“Positive thinking, you see, peddles the nonsensical but attractive idea that all your problems are internal and therefore only you can solve them. Everything depends on you, the individual, transforming your mind. We should all be millionaires by now. Why aren’t we? Maybe because positive thinking is as delusional as the Lotto.”
Joe Brolly was on fire this weekend in the Sunday Independent.
The supposed power of positive thinking is something that has bothered me for a long time now. I’m a glass half-empty man and also a realist. Some studies suggest that being pessimistic is a way to be happier as you don’t have impossibly high expectations. Endlessly positive people don’t enjoy my company. Positivity is all around us these days, Facebook is often a no-go area for someone like me. Memes like the below drive me demented but are guaranteed to get the poster likes.
I was always sceptical of sports psychologists during my playing career, as well, probably because I was exposed to a good few bullshitters along the way. I didn’t need them anyway; mentally I was always very strong. I knew I could play myself back into form when I hit a bad spell. If I was playing poorly I wanted to be told I was, I didn’t need to be plamased.
In my favourite memory of sports psychology during my time with Laois we were asked to put our arms out to the side. Then we had to stretch our arms as far backwards as we could and point at the wall. We were told to memorise the point on the wall that our outstretched arms reached. The sports psychologist then began to shout insults at us. Stuff like we were an awful team, we didn’t have any desire, we weren’t fit and things like that. He then invited us to stretch our arms back to the point in the wall again.
“You can’t reach the same point, can you?” he said.
Then he asked us to repeat the process but this time he began to shower us with compliments. He told us we could do anything we wanted, we had the talent and we had brilliant players. When we stretched our arms back the next time players knew what he wanted and I heard gasps around the room. Miraculously, fellas said they could go past the original point on the wall. We were told this was the power of positive thinking and with it our opportunities were endless.
I thought it was a wind up. My arm stretched back to the very same point on all three occasions. I hoped for my team-mates’ sake they were telling this chap exactly what he wanted to hear. Usually I’m not afraid to speak my mind but the atmosphere was so positive I think I might have been immediately thrown off the panel if I’d done anything but go along with the charade.
Some of the most successful coaches are firm believers in the power of positive thinking. Conor McGregor’s coach, John Kavanagh once said, “If there is people moaning in the gym, I say I’m going to call the waambulance. I don’t put up with whiners. If guys are complaining about not getting certain opportunities, I will not tolerate that. I will only allow positive talk in my gym.”
MMA is a tough sport but I think I’d fear that type of environment more than getting grounded and pounded. What’s wrong with a good moan? Some of the funniest people to be around are the ones that moan and complain about everything. It’s a common trait in Irish people.

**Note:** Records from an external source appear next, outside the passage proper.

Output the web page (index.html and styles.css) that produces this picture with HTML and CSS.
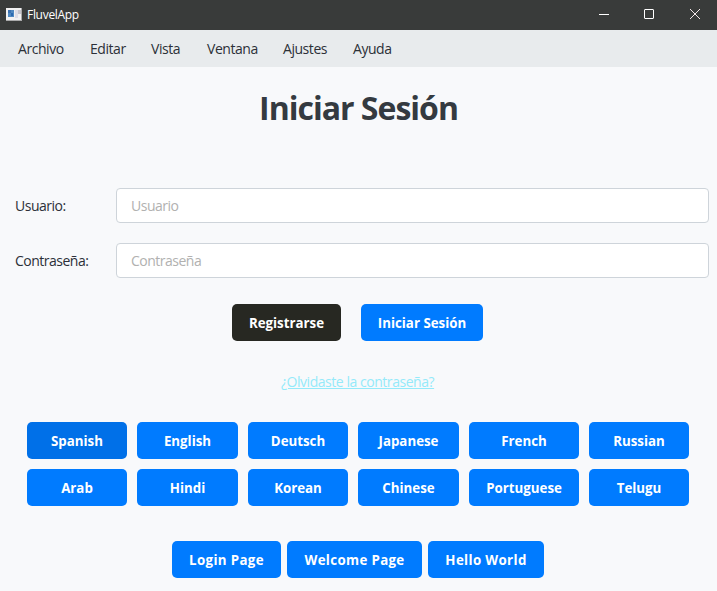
FILE: index.html
```html
<!DOCTYPE html>
<html lang="es">
<head>
<meta charset="utf-8">
<title>FluvelApp</title>
<link rel="stylesheet" href="styles.css">
</head>
<body>
<header class="titlebar">
  <svg class="app-icon" width="16" height="13" viewBox="0 0 16 13" shape-rendering="crispEdges"><rect width="16" height="13" fill="#a9a9aa"/><rect y="0" width="15" height="12" fill="#f1f1f2"/><rect x="2" y="2" width="6" height="7" fill="#4f88c0"/><rect x="2" y="2" width="3" height="3" fill="#3a70b0"/><rect x="5" y="5" width="2" height="3" fill="#2a69b0"/><rect x="9" y="2" width="3" height="8" fill="#dddde7"/><rect x="12" y="2" width="3" height="4" fill="#c4c4cc"/></svg>
  <span class="app-name">FluvelApp</span>
  <div class="controls">
    <svg width="45" height="30" viewBox="0 0 45 30"><path d="M18 14.5h10" stroke="#fff" fill="none"/></svg>
    <svg width="46" height="30" viewBox="0 0 46 30"><rect x="18.5" y="9.5" width="9" height="9" rx=".5" stroke="#fff" fill="none"/></svg>
    <svg width="46" height="30" viewBox="0 0 46 30"><path d="M18 9l10 10M28 9L18 19" stroke="#f3e6e8" fill="none"/></svg>
  </div>
</header>
<nav class="menubar">
  <a class="archivo">Archivo</a><a class="editar">Editar</a><a class="vista">Vista</a><a class="ventana">Ventana</a><a class="ajustes">Ajustes</a><a class="ayuda">Ayuda</a>
</nav>
<main>
  <h1>Iniciar Sesión</h1>
  <form class="fields">
    <label for="user">Usuario:</label><input id="user" type="text" placeholder="Usuario">
    <label for="pass">Contraseña:</label><input id="pass" type="text" placeholder="Contraseña">
  </form>
  <div class="actions">
    <button class="btn dark">Registrarse</button>
    <button class="btn sign-in">Iniciar Sesión</button>
  </div>
  <a class="forgot">¿Olvidaste la contraseña?</a>
  <div class="languages">
    <button class="btn active">Spanish</button><button class="btn">English</button><button class="btn">Deutsch</button><button class="btn">Japanese</button><button class="btn">French</button><button class="btn">Russian</button>
    <button class="btn">Arab</button><button class="btn">Hindi</button><button class="btn">Korean</button><button class="btn">Chinese</button><button class="btn">Portuguese</button><button class="btn">Telugu</button>
  </div>
  <div class="pages">
    <button class="btn">Login Page</button><button class="btn">Welcome Page</button><button class="btn">Hello World</button>
  </div>
</main>
</body>
</html>
```
FILE: styles.css
```css
* { box-sizing: border-box; }
body {
  margin: 0;
  height: 591px;
  overflow: hidden;
  background: #f8f9fb;
  color: #2c3038;
  font-family: "Open Sans", "Noto Sans", sans-serif;
  font-size: 14px;
}
.titlebar {
  display: flex;
  align-items: center;
  height: 30px;
  padding-left: 6px;
  background: #393b3a;
  color: #fff;
}
.app-icon { margin-top: -2px; }
.app-name { margin: -2px 0 0 5px; font-size: 12px; letter-spacing: -.3px; }
.controls { display: flex; margin-left: auto; margin-right: -1px; }
.controls svg { display: block; }
.menubar {
  display: flex;
  gap: 26px;
  height: 37px;
  padding-left: 18px;
  align-items: center;
  background: #e8ebed;
  letter-spacing: -.45px;
}
.archivo { width: 46px; }
.editar { width: 35px; }
.vista { width: 30px; }
.ventana { width: 50px; }
.ajustes { width: 44px; }
.menubar a { white-space: nowrap; }
h1 {
  margin: 15px 0 0;
  height: 51px;
  line-height: 51px;
  text-align: center;
  color: #343a40;
  font-size: 32px;
  font-weight: 700;
  letter-spacing: -1px;
}
.fields {
  display: grid;
  grid-template-columns: 101px 593px;
  row-gap: 20px;
  align-items: center;
  margin: 55px 0 0 15px;
  letter-spacing: -.5px;
}
.fields input {
  width: 593px;
  height: 35px;
  padding: 0 14px;
  border: 1px solid #ced4da;
  border-radius: 4px;
  background: #fff;
  font: inherit;
  letter-spacing: inherit;
}
.fields input::placeholder { color: #b1b1b0; opacity: 1; }
.btn {
  height: 37px;
  padding: 1px 0 0;
  border: 0;
  border-radius: 5px;
  background: #007bff;
  color: #fff;
  font: 700 13.3px "Open Sans", "Noto Sans", sans-serif;
  letter-spacing: 0;
  white-space: nowrap;
}
.actions { display: flex; gap: 20px; margin: 26px 0 0 232px; }
.actions .dark { width: 109px; background: #272822; }
.actions .sign-in { width: 122px; }
.btn.active { background: #0070e8; }
.forgot {
  display: block;
  width: 154px;
  margin: 31px 0 0 281px;
  height: 20px;
  line-height: 20px;
  color: #94eafa;
  letter-spacing: -.46px;
  white-space: nowrap;
  text-decoration: underline;
}
.languages {
  display: grid;
  grid-template-columns: 100px 101px 100px 101px 110px 100px;
  gap: 10px;
  margin: 30px 0 0 27px;
}
.pages {
  display: grid;
  grid-template-columns: 109px 135px 116px;
  gap: 6px;
  margin: 35px 0 0 172px;
}
.pages .btn { letter-spacing: .35px; }
```
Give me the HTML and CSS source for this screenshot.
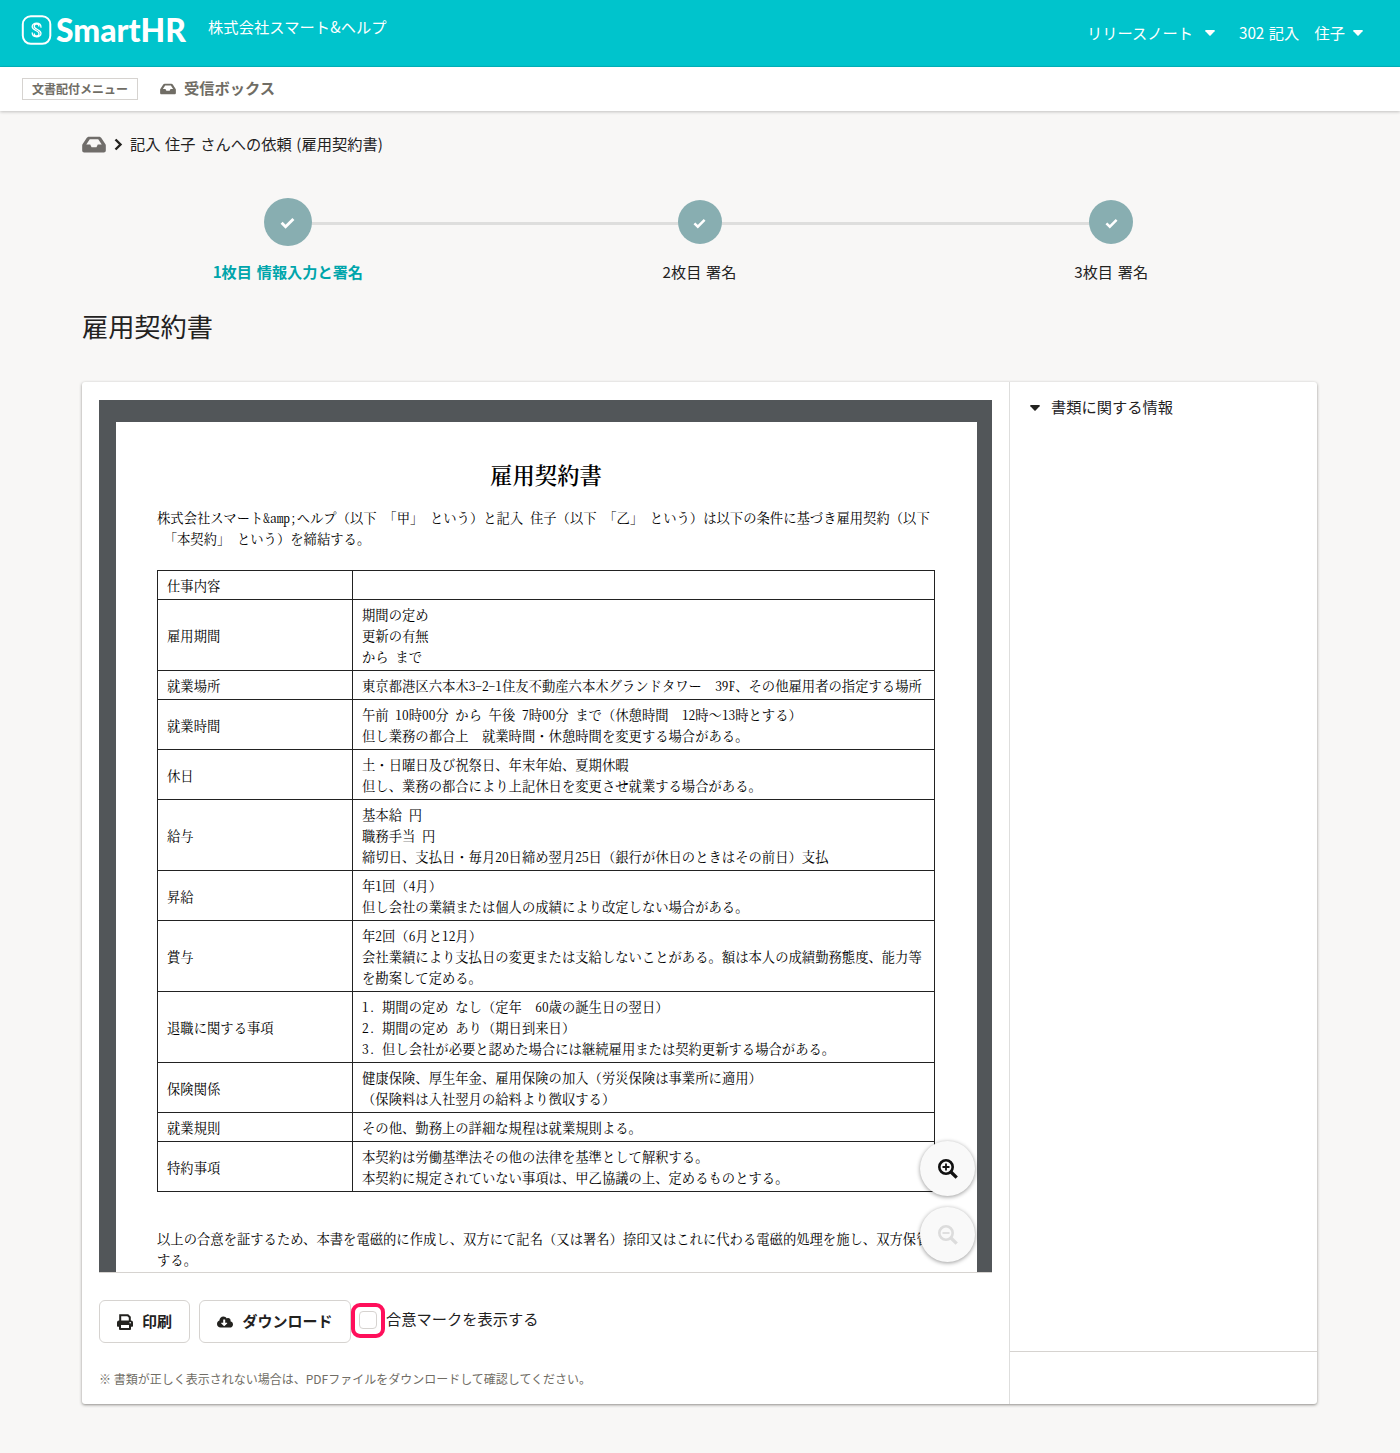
FILE: index.html
```html
<!DOCTYPE html>
<html lang="ja">
<head>
<meta charset="utf-8">
<title>雇用契約書 | SmartHR</title>
<link rel="stylesheet" href="styles.css">
</head>
<body>
<svg class="symbols" aria-hidden="true">
  <symbol id="inbox" viewBox="0 0 576 512"><path fill="currentColor" d="M568 251.8 463 93.9C451 75 431 64 409 64H167c-22 0-42 11-54 29.9L8 251.8A48 48 0 0 0 0 278.500V400c0 26.500 21.500 48 48 48h480c26.500 0 48-21.500 48-48V278.500a48 48 0 0 0-8-26.700zM185 128h206l85 128H380l-32 64H228l-32-64H100z"/></symbol>
  <symbol id="caret" viewBox="0 0 10 6"><path fill="currentColor" d="M.8 0h8.400q1 .3.400 1.200L5.600 5.600q-.6.500-1.200 0L.4 1.200Q-.2.300.8 0z"/></symbol>
  <symbol id="check" viewBox="0 0 14 11"><path d="M1.500 5.300 5.200 9 12.500 1.700" fill="none" stroke="currentColor" stroke-width="2.700"/></symbol>
  <symbol id="lens" viewBox="0 0 20 20"><circle cx="8" cy="8" r="6.700" fill="none" stroke="currentColor" stroke-width="2.600"/><path d="m13 13 5.700 5.700" stroke="currentColor" stroke-width="3.300"/></symbol>
</svg>

<header class="header">
  <div class="brand">
    <svg class="logo" viewBox="0 0 170 40" role="img" aria-label="SmartHR">
      <rect x="2.800" y="6.300" width="27.500" height="27.500" rx="8" fill="none" stroke="#fff" stroke-width="2"/>
      <path d="M21 17.200c0-5.200-8.800-5.200-8.800-.7 0 4.300 6.800 3.600 6.800 7.300 0 2.900-4.600 2.900-4.700.2M12.200 22.800c0 5.200 8.800 5.200 8.800.7 0-4.300-6.800-3.600-6.800-7.300 0-2.900 4.600-2.900 4.700-.2" fill="none" stroke="#fff" stroke-width="1.300" stroke-linecap="round"/>
      <text class="logo-text" x="36" y="31.500" textLength="130" lengthAdjust="spacingAndGlyphs">SmartHR</text>
    </svg>
    <span class="company">株式会社スマート&amp;ヘルプ</span>
  </div>
  <nav class="account">
    <span class="menu release"><span>リリースノート</span><svg class="caret"><use href="#caret"/></svg></span>
    <span class="menu user"><span>302 記入　住子</span><svg class="caret"><use href="#caret"/></svg></span>
  </nav>
</header>

<nav class="subnav">
  <span class="tag">文書配付メニュー</span>
  <svg class="inbox-small"><use href="#inbox"/></svg>
  <span class="inbox-label">受信ボックス</span>
</nav>

<main class="main">
  <div class="crumbs">
    <svg class="inbox-large"><use href="#inbox"/></svg>
    <svg class="chevron" viewBox="0 0 9 13"><path d="m1.500 1.500 5 5-5 5" fill="none" stroke="currentColor" stroke-width="2.400"/></svg>
    <span class="crumb-text">記入 住子 さんへの依頼 (雇用契約書)</span>
  </div>

  <ol class="steps">
    <li class="step current"><span class="dot"><svg class="check"><use href="#check"/></svg></span><span class="step-label">1枚目 情報入力と署名</span></li>
    <li class="step"><span class="dot"><svg class="check"><use href="#check"/></svg></span><span class="step-label">2枚目 署名</span></li>
    <li class="step"><span class="dot"><svg class="check"><use href="#check"/></svg></span><span class="step-label">3枚目 署名</span></li>
  </ol>

  <h1 class="title">雇用契約書</h1>

  <section class="panel">
    <div class="left">
      <div class="viewer">
        <article class="paper">
          <h2 class="paper-title">雇用契約書</h2>
          <p class="line">株式会社スマート<span class="hw">&amp;amp;</span>ヘルプ（以下 「甲」 という）と記入 住子（以下 「乙」 という）は以下の条件に基づき雇用契約（以下</p>
          <p class="line"> 「本契約」 という）を締結する。</p>
          <table class="terms">
            <tr><th>仕事内容</th><td></td></tr>
            <tr><th>雇用期間</th><td>期間の定め<br>更新の有無<br>から まで</td></tr>
            <tr><th>就業場所</th><td>東京都港区六本木<span class="hw">3-2-1</span>住友不動産六本木グランドタワー　<span class="hw">39F</span>、その他雇用者の指定する場所</td></tr>
            <tr><th>就業時間</th><td>午前 <span class="hw">10</span>時<span class="hw">00</span>分 から 午後 <span class="hw">7</span>時<span class="hw">00</span>分 まで（休憩時間　<span class="hw">12</span>時～<span class="hw">13</span>時とする）<br>但し業務の都合上　就業時間・休憩時間を変更する場合がある。</td></tr>
            <tr><th>休日</th><td>土・日曜日及び祝祭日、年末年始、夏期休暇<br>但し、業務の都合により上記休日を変更させ就業する場合がある。</td></tr>
            <tr><th>給与</th><td>基本給 円<br>職務手当 円<br>締切日、支払日・毎月<span class="hw">20</span>日締め翌月<span class="hw">25</span>日（銀行が休日のときはその前日）支払</td></tr>
            <tr><th>昇給</th><td>年<span class="hw">1</span>回（<span class="hw">4</span>月）<br>但し会社の業績または個人の成績により改定しない場合がある。</td></tr>
            <tr><th>賞与</th><td>年<span class="hw">2</span>回（<span class="hw">6</span>月と<span class="hw">12</span>月）<br>会社業績により支払日の変更または支給しないことがある。額は本人の成績勤務態度、能力等<br>を勘案して定める。</td></tr>
            <tr><th>退職に関する事項</th><td><span class="hw">1.</span> 期間の定め なし（定年　<span class="hw">60</span>歳の誕生日の翌日）<br><span class="hw">2.</span> 期間の定め あり（期日到来日）<br><span class="hw">3.</span> 但し会社が必要と認めた場合には継続雇用または契約更新する場合がある。</td></tr>
            <tr><th>保険関係</th><td>健康保険、厚生年金、雇用保険の加入（労災保険は事業所に適用）<br>（保険料は入社翌月の給料より徴収する）</td></tr>
            <tr><th>就業規則</th><td>その他、勤務上の詳細な規程は就業規則よる。</td></tr>
            <tr><th>特約事項</th><td>本契約は労働基準法その他の法律を基準として解釈する。<br>本契約に規定されていない事項は、甲乙協議の上、定めるものとする。</td></tr>
          </table>
          <p class="line">以上の合意を証するため、本書を電磁的に作成し、双方にて記名（又は署名）捺印又はこれに代わる電磁的処理を施し、双方保管</p>
          <p class="line">する。</p>
        </article>
        <div class="zoom">
          <button class="round" aria-label="拡大"><svg class="lens" viewBox="0 0 20 20"><use href="#lens"/><path d="M4.500 8h7M8 4.500v7" stroke="currentColor" stroke-width="1.800"/></svg></button>
          <button class="round off" aria-label="縮小"><svg class="lens" viewBox="0 0 20 20"><use href="#lens"/><path d="M4.500 8h7" stroke="currentColor" stroke-width="1.800"/></svg></button>
        </div>
      </div>
      <div class="actions">
        <button class="btn print"><svg class="ico" viewBox="0 0 16 16"><path d="M3.200 7V1.200h7.600l2 2V7" fill="none" stroke="currentColor" stroke-width="2"/><path fill="currentColor" fill-rule="evenodd" d="M2 6.500h12a2 2 0 0 1 2 2V12q0 .7-.7.700H14V15q0 1-1 1H3q-1 0-1-1v-2.300H.7Q0 12.700 0 12V8.500a2 2 0 0 1 2-2zM4 11v3h8v-3zM13.200 8a.8.800 0 1 0 0 1.600.8.800 0 0 0 0-1.600z"/></svg><span>印刷</span></button>
        <button class="btn download"><svg class="ico" viewBox="0 0 640 512"><path fill="currentColor" d="M537.600 226.600c4.100-10.700 6.400-22.400 6.400-34.600 0-53-43-96-96-96-19.700 0-38.100 6-53.300 16.200C367 64.200 315.300 32 256 32 167.600 32 96 103.600 96 192v8.100C40 219.800 0 273.200 0 336c0 79.500 64.500 144 144 144h368c70.700 0 128-57.300 128-128 0-61.900-44-113.600-102.400-125.400zm-132.900 88.700L299.300 420.700c-6.200 6.200-16.400 6.200-22.600 0L171.300 315.300c-10.100-10.100-2.900-27.300 11.300-27.300H248V176c0-8.800 7.200-16 16-16h48c8.800 0 16 7.200 16 16v112h65.400c14.200 0 21.400 17.200 11.300 27.300z"/></svg><span>ダウンロード</span></button>
        <span class="highlight"><span class="checkbox"></span></span>
        <span class="check-label">合意マークを表示する</span>
      </div>
      <p class="note">※ 書類が正しく表示されない場合は、PDFファイルをダウンロードして確認してください。</p>
    </div>
    <aside class="side">
      <div class="side-head"><svg class="caret"><use href="#caret"/></svg><span>書類に関する情報</span></div>
      <div class="side-foot"></div>
    </aside>
  </section>
</main>
</body>
</html>
```
FILE: styles.css
```css
* { box-sizing: border-box; }
body {
  margin: 0;
  min-height: 1453px;
  background: #f8f7f6;
  color: #23221f;
  font: 15.250px/24px "Noto Sans CJK JP", sans-serif;
  text-spacing-trim: space-all;
}
.symbols { display: none; }
svg { display: block; flex: none; }
span { white-space: nowrap; }

.header {
  display: flex;
  justify-content: space-between;
  height: 67px;
  padding: 0 36px 0 20px;
  background: #00c4cc;
  border-bottom: 1px solid #00b5bd;
  color: #fff;
}
.brand { display: flex; gap: 18px; padding-top: 10px; }
.logo { width: 170px; height: 40px; overflow: visible; }
.logo-text { font: 900 31.500px Lato, sans-serif; fill: #fff; }
.company { margin-top: 4px; line-height: 24px; letter-spacing: .08px; }
.account { display: flex; gap: 24px; align-items: center; }
.account .menu > span { margin-top: -2px; }
.menu { display: flex; align-items: center; }
.release { gap: 12px; }
.user { gap: 8px; margin-right: 1px; }
.user span { word-spacing: 1px; }
.caret { width: 10px; height: 6px; }

.subnav {
  display: flex;
  align-items: center;
  height: 44px;
  padding-left: 22px;
  background: #fff;
  box-shadow: 0 1px 3px rgba(0, 0, 0, .22);
  color: #706d65;
  font-weight: 700;
}
.tag {
  width: 116px;
  height: 22px;
  border: 1px solid #d6d3d0;
  font-size: 12px;
  line-height: 20px;
  text-align: center;
}
.inbox-small { width: 16px; height: 14px; margin: 0 8px 0 22px; }
.inbox-label { margin-top: -4px; }

.main { padding: 21px 83px 0 82px; }
.crumbs { display: flex; align-items: center; height: 24px; }
.inbox-large { width: 24px; height: 21px; color: #706d6a; }
.chevron { width: 9px; height: 13px; margin: 0 7px 0 8px; }
.crumb-text { margin-top: -2px; word-spacing: 1.200px; }

.steps {
  display: flex;
  margin: 42px 0 0;
  padding: 0;
  list-style: none;
}
.step {
  position: relative;
  display: flex;
  flex: 1;
  flex-direction: column;
  align-items: center;
  height: 86px;
  padding-top: 2px;
}
.step + .step::before {
  content: "";
  position: absolute;
  top: 24px;
  right: 50%;
  width: 100%;
  height: 3px;
  background: #dededd;
}
.dot {
  position: relative;
  z-index: 1;
  display: flex;
  align-items: center;
  justify-content: center;
  width: 44px;
  height: 44px;
  margin-bottom: 15px;
  border-radius: 50%;
  background: #88aeb1;
  color: #fff;
}
.check { width: 13px; height: 11px; margin-top: 2px; }
.current { padding-top: 0; color: #00a5ab; font-weight: 700; }
.current .dot { width: 48px; height: 48px; margin-bottom: 13px; }
.current .check { width: 15px; height: 12px; }
.step-label { font-size: 15.200px; word-spacing: 1.300px; }

.title {
  margin: 22px 0 0;
  font-size: 26.200px;
  font-weight: 400;
  line-height: 40px;
}

.panel {
  display: flex;
  height: 1022px;
  margin-top: 36px;
  background: #fff;
  border-radius: 3px;
  box-shadow: 0 1px 3px rgba(40, 35, 30, .5);
}
.left { width: 927px; padding: 18px 17px 0; }
.side {
  display: flex;
  flex: 1;
  flex-direction: column;
  justify-content: space-between;
  border-left: 1px solid #dededd;
}
.side-head { display: flex; gap: 11px; align-items: center; padding: 15px 20px; }
.side-head span { margin-top: -3px; }
.side-foot { height: 53px; border-top: 1px solid #d6d3d0; }

.viewer {
  position: relative;
  height: 873px;
  padding: 22px 15px 0 17px;
  overflow: hidden;
  background: #525659;
  border-bottom: 1px solid #d6d3d0;
}
.paper {
  height: 900px;
  padding: 39px 42px 0 41px;
  background: #fff;
  color: #000;
  font: 400 13.340px/21px "Liberation Serif", "Noto Serif CJK JP", "Noto Sans CJK JP", serif;
  word-spacing: 3.330px;
}
.paper-title {
  margin: 0 0 31px;
  font-size: 22.400px;
  font-weight: 600;
  line-height: 32px;
  height: 16px;
  text-align: center;
}
.line { margin: 0; height: 21px; white-space: pre; }
.hw {
  font-family: "Noto Serif CJK JP", "Liberation Serif", serif;
  font-feature-settings: "hwid";
  line-height: 0;
}
.terms {
  width: 778px;
  margin: 20px 0 37px;
  border-collapse: collapse;
  table-layout: fixed;
}
.terms th, .terms td {
  height: 29px;
  padding: 5px 0 2px 9px;
  border: 1px solid #222;
  font-weight: 400;
  text-align: left;
  white-space: nowrap;
}
.terms th { width: 195px; }

.zoom {
  position: absolute;
  right: 17px;
  bottom: 10px;
  display: grid;
  gap: 11px;
}
.round {
  display: grid;
  place-items: center;
  width: 55px;
  height: 55px;
  padding: 0;
  border: 0;
  border-radius: 50%;
  background: #f9f9f9;
  box-shadow: 0 1px 4px rgba(0, 0, 0, .4);
  color: #111;
}
.off { color: #dcdcdc; }
.lens { width: 20px; height: 20px; }

.actions { display: flex; align-items: center; margin-top: 27px; height: 43px; }
.btn {
  display: flex;
  align-items: center;
  justify-content: center;
  gap: 9px;
  height: 43px;
  padding: 0;
  border: 1px solid #d6d3d0;
  border-radius: 6px;
  background: #fff;
  color: #23221f;
  font: 700 15px/24px "Noto Sans CJK JP", sans-serif;
}
.btn span { margin-top: -2px; }
.print { width: 91px; margin-right: 9px; }
.download { width: 152px; }
.ico { width: 16px; height: 16px; }
.highlight {
  display: grid;
  place-items: center;
  width: 34px;
  height: 35px;
  margin-top: -2px;
  border: 4px solid #ff0f5b;
  border-radius: 9px;
}
.checkbox { width: 18px; height: 18px; margin-top: -1px; border: 1px solid #d6d3d0; border-radius: 4px; }
.check-label { margin: -7px 0 0 1px; }
.note { margin: 24px 0 0; color: #706d65; font-size: 12px; white-space: nowrap; }
```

Strangely, some of the good things have happened in my life came about when I’ve at my most negative. I left a job in finance that I hated and went to DCU to study a masters in journalism. On the first day of college one of our lecturers painted a very bleak picture of our job prospects after we finished the course. I was shocked, but I appreciated his honesty. If we were lucky we would get freelance work but the opportunity of getting full time employment in the industry was very limited.
I told myself everyday of that course I wouldn’t get a job and that it had been a silly move at my age to go back to college. Around Christmas time when money was tight I thought about dropping out and going back to my job in finance. Despite all my negativity I got a job on Off The Ball, the leading sports radio show in the country.
I don’t believe thinking negatively had any influence over that. In fact it may be that my thinking had no power at all over what happens in the world. That might be the most positive message of all.